Le PRIE des Pays de la Loire se présente comme un vrai guide pratique de l’international dans la région, du diagnostic économique à la définition des mécanismes de soutiens en passant par l’énoncée des orientations stratégiques.
Dans le premier chapitre « État des lieux du commerce extérieur », les acteurs régionaux constatent que les résultats sont « décevants », la « troisième région industrielle » française affichant un solde commercial déficitaire, malgré « de nombreux atouts à faire valoir : aéronautique, ferroviaire, industries agroalimentaires, mécanique/métallurgie, numérique, végétal, etc. ». Les freins sont « la nature du tissu entrepreneurial ligérien » – nombre de sous-traitants dans des industries traditionnelles et de PME à capitaux familiaux, une activité finalement concentrée dans un faible volume de sociétés – et « le manque de structuration des démarches export », à peine 60 % des exportateurs disposent d’outils de communication en anglais et moins de la moitié un salarié dédié à l’export, activité qui demeure une démarche « opportuniste ».

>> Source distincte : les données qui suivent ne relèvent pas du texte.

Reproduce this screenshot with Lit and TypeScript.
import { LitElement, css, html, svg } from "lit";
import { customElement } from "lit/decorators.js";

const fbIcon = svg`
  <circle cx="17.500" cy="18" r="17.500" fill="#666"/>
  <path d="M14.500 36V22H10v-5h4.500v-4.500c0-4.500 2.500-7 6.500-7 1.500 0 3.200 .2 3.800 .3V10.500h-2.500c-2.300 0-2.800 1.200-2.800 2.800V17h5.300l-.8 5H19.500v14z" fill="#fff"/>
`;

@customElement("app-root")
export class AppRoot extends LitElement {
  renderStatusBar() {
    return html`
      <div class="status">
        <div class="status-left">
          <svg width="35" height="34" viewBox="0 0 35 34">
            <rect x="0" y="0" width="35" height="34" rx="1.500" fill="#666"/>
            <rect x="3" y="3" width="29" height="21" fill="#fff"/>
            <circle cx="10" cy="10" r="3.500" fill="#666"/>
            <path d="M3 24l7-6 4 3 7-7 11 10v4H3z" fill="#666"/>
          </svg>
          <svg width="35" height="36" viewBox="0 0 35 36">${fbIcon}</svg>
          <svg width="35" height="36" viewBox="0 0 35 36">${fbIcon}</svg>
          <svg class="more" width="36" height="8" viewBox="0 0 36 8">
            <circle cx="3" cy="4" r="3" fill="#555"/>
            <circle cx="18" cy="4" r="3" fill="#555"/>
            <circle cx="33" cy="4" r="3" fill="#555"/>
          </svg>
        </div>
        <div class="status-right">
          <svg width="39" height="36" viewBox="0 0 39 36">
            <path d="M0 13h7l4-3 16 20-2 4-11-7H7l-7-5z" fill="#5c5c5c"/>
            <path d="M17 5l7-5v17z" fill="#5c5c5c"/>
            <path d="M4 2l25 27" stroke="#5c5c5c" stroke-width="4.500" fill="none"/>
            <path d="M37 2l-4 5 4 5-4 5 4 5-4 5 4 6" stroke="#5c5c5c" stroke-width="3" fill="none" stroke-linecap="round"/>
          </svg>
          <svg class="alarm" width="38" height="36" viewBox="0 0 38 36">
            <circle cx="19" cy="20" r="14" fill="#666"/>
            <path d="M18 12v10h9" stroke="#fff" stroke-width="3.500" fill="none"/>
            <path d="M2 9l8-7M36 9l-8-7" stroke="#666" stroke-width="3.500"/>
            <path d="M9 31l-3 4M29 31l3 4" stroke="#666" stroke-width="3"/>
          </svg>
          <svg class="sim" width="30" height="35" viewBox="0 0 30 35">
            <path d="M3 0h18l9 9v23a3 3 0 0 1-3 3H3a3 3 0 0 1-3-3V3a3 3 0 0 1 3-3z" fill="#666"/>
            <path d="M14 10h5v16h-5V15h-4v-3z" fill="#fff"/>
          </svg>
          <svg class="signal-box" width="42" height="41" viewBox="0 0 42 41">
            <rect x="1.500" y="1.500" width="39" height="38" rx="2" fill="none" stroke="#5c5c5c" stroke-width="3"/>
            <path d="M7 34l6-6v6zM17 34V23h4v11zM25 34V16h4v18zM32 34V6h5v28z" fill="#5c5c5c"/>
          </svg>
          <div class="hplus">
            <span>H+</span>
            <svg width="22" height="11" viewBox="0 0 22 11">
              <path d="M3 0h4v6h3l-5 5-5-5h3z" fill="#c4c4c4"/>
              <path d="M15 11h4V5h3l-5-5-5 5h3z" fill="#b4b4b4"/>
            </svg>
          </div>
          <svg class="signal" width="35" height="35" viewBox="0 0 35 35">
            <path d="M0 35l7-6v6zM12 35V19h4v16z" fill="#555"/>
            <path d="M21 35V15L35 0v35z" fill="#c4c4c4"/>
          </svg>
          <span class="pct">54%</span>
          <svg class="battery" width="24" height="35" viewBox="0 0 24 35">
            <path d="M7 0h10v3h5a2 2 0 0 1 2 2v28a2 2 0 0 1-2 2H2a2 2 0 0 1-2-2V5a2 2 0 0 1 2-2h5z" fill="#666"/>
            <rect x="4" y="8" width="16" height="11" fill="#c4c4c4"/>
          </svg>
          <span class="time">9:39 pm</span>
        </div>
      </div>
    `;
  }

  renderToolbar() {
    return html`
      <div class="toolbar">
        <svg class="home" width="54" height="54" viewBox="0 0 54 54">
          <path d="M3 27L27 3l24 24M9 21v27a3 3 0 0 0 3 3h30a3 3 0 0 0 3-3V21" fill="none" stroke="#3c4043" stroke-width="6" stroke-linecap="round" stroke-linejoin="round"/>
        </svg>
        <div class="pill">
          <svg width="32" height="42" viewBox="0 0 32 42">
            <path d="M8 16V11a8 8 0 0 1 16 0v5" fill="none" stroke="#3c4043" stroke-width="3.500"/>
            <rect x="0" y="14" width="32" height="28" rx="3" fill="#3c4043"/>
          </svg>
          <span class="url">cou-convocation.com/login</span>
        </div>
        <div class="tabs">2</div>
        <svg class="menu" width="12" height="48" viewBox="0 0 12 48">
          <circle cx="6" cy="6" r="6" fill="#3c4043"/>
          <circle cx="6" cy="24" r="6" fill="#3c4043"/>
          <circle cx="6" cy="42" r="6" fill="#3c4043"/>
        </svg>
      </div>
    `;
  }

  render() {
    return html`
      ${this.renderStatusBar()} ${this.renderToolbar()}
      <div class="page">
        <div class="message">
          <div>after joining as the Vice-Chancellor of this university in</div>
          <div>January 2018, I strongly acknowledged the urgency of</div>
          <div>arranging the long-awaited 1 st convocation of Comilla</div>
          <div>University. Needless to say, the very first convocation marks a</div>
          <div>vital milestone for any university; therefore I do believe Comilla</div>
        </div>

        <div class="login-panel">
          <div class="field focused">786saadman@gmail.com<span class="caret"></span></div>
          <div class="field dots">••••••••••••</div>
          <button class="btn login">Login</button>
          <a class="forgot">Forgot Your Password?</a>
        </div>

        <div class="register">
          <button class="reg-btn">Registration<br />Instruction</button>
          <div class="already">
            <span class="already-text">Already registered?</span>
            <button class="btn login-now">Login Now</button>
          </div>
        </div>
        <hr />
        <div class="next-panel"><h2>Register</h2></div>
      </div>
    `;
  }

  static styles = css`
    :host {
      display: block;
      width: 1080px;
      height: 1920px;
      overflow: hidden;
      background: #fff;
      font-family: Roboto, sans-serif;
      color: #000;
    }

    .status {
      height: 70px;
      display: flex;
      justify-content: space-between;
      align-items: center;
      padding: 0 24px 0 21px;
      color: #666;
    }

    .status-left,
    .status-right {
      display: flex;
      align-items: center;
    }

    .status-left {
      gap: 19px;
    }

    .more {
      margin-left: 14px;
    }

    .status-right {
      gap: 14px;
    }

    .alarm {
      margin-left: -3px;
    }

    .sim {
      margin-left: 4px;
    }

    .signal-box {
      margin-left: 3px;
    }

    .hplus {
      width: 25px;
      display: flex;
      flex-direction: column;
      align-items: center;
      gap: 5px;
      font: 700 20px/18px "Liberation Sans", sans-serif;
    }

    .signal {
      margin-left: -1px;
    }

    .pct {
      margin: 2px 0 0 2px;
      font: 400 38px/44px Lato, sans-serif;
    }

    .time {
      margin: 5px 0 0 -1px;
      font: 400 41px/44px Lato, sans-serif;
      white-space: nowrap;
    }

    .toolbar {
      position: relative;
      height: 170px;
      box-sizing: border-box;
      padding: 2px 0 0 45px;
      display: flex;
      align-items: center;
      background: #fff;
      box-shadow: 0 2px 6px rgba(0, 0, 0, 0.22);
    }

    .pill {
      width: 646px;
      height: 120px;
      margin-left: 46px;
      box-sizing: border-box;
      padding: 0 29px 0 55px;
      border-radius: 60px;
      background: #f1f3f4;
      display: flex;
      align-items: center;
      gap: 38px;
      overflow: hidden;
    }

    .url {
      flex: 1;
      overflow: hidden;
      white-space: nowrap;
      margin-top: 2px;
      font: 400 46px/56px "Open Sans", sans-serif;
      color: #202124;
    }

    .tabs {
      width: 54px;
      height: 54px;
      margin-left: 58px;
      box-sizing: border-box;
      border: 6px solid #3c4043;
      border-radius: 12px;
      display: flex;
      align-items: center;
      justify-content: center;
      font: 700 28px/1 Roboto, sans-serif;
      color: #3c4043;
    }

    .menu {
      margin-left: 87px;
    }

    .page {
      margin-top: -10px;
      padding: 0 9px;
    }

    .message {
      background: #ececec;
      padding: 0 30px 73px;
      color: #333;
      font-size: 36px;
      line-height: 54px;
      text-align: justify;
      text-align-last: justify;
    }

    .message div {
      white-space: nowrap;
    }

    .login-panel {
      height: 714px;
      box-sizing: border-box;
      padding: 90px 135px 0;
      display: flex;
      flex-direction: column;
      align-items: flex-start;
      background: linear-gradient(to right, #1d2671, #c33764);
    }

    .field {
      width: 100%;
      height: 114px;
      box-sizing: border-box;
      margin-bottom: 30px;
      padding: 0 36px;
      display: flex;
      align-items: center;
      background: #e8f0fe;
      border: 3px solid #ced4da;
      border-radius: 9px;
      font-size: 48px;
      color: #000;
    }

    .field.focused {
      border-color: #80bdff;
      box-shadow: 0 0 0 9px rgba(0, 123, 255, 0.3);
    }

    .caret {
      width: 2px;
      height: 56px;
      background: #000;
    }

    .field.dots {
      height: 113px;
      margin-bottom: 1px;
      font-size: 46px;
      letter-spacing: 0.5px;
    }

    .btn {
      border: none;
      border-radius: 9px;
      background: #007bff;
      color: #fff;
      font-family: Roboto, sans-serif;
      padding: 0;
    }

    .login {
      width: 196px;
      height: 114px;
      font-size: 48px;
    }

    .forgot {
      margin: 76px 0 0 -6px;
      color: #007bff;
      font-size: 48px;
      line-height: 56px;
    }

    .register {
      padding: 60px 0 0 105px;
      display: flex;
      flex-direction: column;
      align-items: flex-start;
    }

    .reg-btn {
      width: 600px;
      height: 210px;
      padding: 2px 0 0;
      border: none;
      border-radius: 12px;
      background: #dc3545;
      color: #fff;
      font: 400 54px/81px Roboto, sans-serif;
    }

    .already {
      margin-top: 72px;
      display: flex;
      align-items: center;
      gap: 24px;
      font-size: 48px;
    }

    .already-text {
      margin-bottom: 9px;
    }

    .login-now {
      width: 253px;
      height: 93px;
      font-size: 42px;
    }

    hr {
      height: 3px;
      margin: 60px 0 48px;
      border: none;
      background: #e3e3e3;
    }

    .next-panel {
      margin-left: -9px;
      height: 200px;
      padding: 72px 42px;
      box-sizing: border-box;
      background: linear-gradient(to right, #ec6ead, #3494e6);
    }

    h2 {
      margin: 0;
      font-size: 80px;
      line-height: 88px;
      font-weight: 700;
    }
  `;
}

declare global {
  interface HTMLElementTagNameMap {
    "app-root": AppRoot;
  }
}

Dans le deuxième chapitre, « la stratégie régionale au service des objectifs ambitieux », des objectifs chiffrés sont mentionnés : « sensibiliser 1 200 entreprises à la démarche export », « détecter et accompagner 500 entreprises nouvellement exportatrices », « augmenter de 40 % le nombre de VIE cofinancés par la Région », etc. Mais surtout, le troisième chapitre est consacré au dispositif régional d’accompagnement des entreprises », avec une première partie réservée à « la coordination des partenaires de l’internationalisation » et une deuxième aux « aides régionales ». Dans la partie « coordination » le rôle des différents partenaires est repris, de la Région, qui est le pilote du PRIE, à CCI International qui met « en œuvre les dispositifs du Conseil régional » via le parcours de l’export proposé aux entreprises, appelé Pack Export, en passant par Ubifrance, les pôles de compétitivité ou les clusters. Ces différents partenaires travaillent au sein des Hub International. Le nouvel acteur, comme dans toutes les régions, est la banque publique d’investissement Bpifrance, avec son label Bprifrance Export, qui réunit Coface et un Chargé d’affaire international (CAI) d’Ubifrance.

 

CAI d’Ubifrance, CCI international : « équilibre fragile »

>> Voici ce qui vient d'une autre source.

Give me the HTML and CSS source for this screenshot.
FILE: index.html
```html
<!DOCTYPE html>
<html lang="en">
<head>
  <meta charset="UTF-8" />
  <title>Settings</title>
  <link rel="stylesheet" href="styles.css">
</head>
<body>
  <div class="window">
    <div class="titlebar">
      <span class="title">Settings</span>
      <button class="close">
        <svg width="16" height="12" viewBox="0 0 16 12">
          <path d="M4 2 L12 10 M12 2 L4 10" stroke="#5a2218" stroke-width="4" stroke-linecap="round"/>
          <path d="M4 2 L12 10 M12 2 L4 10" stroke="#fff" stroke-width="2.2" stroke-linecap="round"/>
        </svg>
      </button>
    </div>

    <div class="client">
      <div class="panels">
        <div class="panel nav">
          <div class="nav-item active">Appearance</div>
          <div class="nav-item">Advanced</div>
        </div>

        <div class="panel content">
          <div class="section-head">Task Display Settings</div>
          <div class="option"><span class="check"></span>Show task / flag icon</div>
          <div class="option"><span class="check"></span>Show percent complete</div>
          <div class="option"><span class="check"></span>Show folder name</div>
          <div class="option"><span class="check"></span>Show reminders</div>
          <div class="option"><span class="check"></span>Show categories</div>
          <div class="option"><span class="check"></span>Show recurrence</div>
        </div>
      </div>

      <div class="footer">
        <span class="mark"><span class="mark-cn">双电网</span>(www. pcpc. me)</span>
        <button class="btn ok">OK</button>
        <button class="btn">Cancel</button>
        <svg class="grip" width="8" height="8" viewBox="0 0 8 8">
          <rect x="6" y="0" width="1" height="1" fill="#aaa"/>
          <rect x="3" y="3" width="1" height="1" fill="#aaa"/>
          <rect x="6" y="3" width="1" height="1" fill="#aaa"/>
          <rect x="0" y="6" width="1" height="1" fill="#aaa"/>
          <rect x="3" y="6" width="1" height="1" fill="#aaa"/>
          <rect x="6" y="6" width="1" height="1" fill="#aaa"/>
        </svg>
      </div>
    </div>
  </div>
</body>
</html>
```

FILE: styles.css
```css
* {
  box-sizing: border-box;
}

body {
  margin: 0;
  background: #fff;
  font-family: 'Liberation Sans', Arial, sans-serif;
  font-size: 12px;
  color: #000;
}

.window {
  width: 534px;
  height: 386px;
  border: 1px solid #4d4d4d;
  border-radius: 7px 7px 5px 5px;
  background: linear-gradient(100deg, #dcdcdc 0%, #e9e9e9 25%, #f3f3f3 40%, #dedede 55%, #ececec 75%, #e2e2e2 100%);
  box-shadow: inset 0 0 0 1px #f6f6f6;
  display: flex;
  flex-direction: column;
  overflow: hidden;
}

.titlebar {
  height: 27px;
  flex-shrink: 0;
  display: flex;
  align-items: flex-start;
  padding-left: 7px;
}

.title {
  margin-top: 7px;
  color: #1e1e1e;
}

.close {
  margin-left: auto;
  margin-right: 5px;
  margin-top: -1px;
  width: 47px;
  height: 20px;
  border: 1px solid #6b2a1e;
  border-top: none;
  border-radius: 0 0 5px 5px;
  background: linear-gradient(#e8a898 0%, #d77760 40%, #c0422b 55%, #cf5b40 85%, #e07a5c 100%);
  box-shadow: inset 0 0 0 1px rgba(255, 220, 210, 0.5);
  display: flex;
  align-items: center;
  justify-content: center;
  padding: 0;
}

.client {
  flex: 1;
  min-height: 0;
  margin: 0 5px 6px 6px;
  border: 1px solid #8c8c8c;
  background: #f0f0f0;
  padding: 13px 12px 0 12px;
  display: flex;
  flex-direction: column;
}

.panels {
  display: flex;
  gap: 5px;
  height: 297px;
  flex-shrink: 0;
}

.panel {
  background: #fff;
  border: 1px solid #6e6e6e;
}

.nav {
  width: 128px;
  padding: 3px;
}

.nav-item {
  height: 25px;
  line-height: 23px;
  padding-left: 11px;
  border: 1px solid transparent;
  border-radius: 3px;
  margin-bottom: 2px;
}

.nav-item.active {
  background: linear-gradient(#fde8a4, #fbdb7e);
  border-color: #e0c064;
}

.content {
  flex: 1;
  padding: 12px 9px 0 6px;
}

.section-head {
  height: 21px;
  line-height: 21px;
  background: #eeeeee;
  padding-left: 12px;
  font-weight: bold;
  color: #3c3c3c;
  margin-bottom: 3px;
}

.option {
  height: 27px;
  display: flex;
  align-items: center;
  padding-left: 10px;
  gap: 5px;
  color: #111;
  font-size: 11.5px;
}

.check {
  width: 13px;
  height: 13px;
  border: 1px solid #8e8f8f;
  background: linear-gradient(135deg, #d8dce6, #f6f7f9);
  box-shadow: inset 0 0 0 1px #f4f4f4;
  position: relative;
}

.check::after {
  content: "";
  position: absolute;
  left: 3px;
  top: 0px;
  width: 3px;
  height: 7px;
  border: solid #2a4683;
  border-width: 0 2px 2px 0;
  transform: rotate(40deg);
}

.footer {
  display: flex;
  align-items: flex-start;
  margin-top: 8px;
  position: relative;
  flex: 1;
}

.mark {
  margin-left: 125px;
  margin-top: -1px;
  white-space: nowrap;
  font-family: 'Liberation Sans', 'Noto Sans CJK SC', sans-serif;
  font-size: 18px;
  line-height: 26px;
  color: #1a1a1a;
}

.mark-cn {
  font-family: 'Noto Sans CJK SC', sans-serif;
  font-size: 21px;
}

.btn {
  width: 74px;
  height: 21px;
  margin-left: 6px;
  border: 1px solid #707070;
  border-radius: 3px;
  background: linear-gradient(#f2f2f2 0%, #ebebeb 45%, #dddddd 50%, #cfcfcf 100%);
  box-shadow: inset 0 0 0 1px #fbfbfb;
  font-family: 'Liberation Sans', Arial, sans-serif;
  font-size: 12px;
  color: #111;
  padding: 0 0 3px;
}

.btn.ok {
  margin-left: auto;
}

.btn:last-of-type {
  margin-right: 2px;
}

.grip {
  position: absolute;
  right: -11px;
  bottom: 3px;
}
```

L’arrivée des chargés d’affaires internationaux d’Ubifrance (CAI) chez Bpifrance, chargés de proposer des programmes d’accompagnement sur mesure et dans la durée aux PME de croissance et ETI, a été diversement accueilli selon les Régions, en particulier dans le réseau consulaire. Le principe même du CAI suscite le scepticisme, certes avec plus ou moins de vigueur selon les cas, car ces nouveaux représentants de l’agence publique – qui s’ajoutent aux délégués régionaux d’Ubifrance – sont parfois perçus comme faisant « doublon » avec les conseillers de CCI International. La preuve, affirme ainsi Armelle Rebuffet, « nous avons constaté que 80 % des entreprises que le CAI a contactées étaient des sociétés que nous avions déjà en portefeuille ». Les entreprises innovantes, à fort potentiel de croissance qu’il cible « ce sont celles qui ont les moyens de payer des prestations et pas forcément des ETI », observe la directrice de CCI International. Armelle Rebuffet reconnaît, toutefois, que le rapprochement réalisé avec Bpifrance a permis d’aplanir la situation. Mais, pour elle, « foncièrement, l’ambiguïté n’est pas levée » et, alerte-t-elle encore, « l’équilibre est fragile ».